Let us define \(\varPhi (\tau , x, b)= \int _{\mathbb{R} \backslash [-b, b]}v(z, \tau )f(z-x)\,dz\). In the case of the Merton model,

$$\begin{aligned} \varPhi (\tau , x, b)=Se^{x+\nu +\frac{\eta ^{2}}{2}}N\biggl(\frac{x-b+\nu +\eta ^{2}}{\eta } \biggr)-Ke^{-r\tau }N\biggl(\frac{x-b+\nu }{\eta }\biggr), \end{aligned}$$

where \(N(y)=\frac{1}{\sqrt{2\pi }}\int _{-\infty }^{y} e^{-\frac{x ^{2}}{2}}\,dx\) and *K* is a strike price. In the case of European options, the payoff functions of the call and put options are as follows:

$$\begin{aligned}& C_{E}=\max \bigl(0, Se^{x} -K\bigr), \qquad P_{E}=\max \bigl(0, K-Se^{x}\bigr). \end{aligned}$$

The asymptotic behavior of the European option when \(S = 0\) or \(S \rightarrow \infty \) is similar to the Black–Scholes PDE.

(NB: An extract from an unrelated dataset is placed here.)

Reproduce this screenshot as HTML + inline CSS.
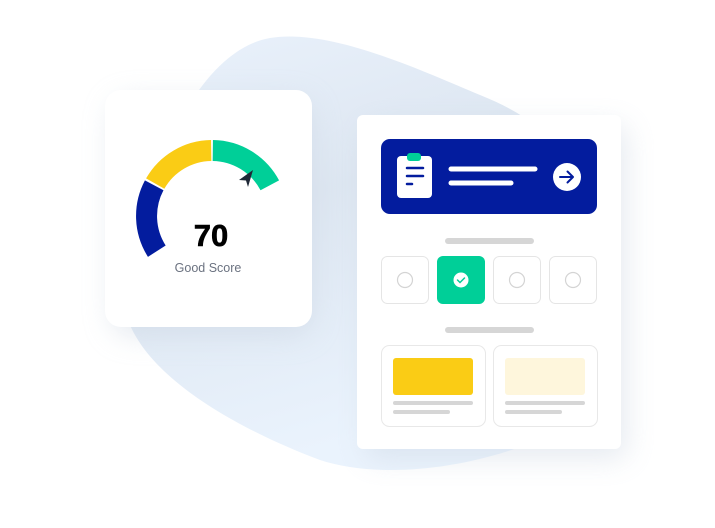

American options have the important additional feature that early exercise is permitted at any time during the life of the option. American options can be exercised at any time before expiry. Formally, the value of an American call option is

$$\begin{aligned}& V(0,K) = \max \bigl\{ {e^{ - r\tau }} {\bigl({e^{x}S_{\tau }} - K\bigr)^{+} } : 0 \le \tau \le T\bigr\} \end{aligned}$$

since the payoff at \(0 \le \tau \le T\) is \(\max (0,{({e^{x}S_{\tau }} - K) }) \). Also we have

$$\begin{aligned}& C_{A}(\tau ,K)\geq C_{E}(\tau ,K), \qquad P_{A}(\tau ,K)\geq P_{E}(\tau ,K). \end{aligned}$$

By the chain rule and the following new constants

$$\begin{aligned}& \alpha =-\frac{r-\lambda \kappa -\frac{1}{2}\sigma ^{2}}{\sigma ^{2}}, \qquad \beta =-\frac{1}{2}\sigma ^{2}\alpha ^{2}-(\lambda +r), \end{aligned}$$

the transformed Eq. (3) turns into a simpler form

$$\begin{aligned}& u_{\tau }=\frac{1}{2}\sigma ^{2}u_{xx}+\lambda \int _{-\infty }^{\infty }u(z, \tau )g(z-x)\,dz, \quad (\tau , x)\in [0, T]\times (-\infty , \infty ), \end{aligned}$$

(4)

where \(u(x, \tau )=e^{-\alpha x-\beta \tau }v(x, \tau )\) and \(g(x)=e^{\alpha x}f(x)\).